Unfortunately this is more of a problem for me than it is for them. I hope my position on this becomes more popular over time so that everyone can stop using spy- and adware.
> This seems entirely counter-productive and creepy.
Apt description of Instagram in general.
Do you think this user is faking it?
The photo wasn't mine, but showed a profile photo of one of my facebook friends, and it had the glasses and said "On my way!"
Should have read the terms and conditions
for some reason the url rewrote iteself to this: https://themenspiegel.click/c/de/52_merzchrupalla/?method=po...
which is a german language scam site. i have no explanation how this happened, whether it is xcancel.com doing this or something loaded from twitter that caused xcancel to do this. never seen anythin like it before, would like to know more.

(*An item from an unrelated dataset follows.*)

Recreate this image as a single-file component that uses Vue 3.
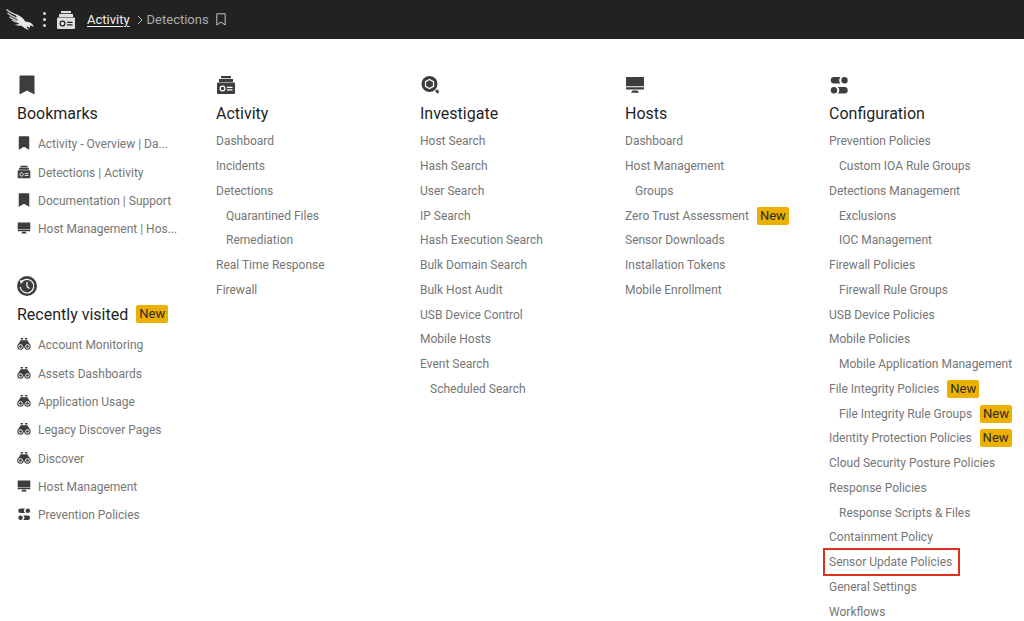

btw any further reloads of the xcancel url to that tweet totally work as expected.
signing away their rights to their photos? making psychopaths filthy rich?
if the surveillance glasses are coming, these people will also have signed away the commons, which are not theirs to give away
You'd know that if you used social media /s
https://xkcd.com/1150/
This thing resurface from time to time. It's the small text you never read. In this case, small part in ridiculously and intentionally big eula.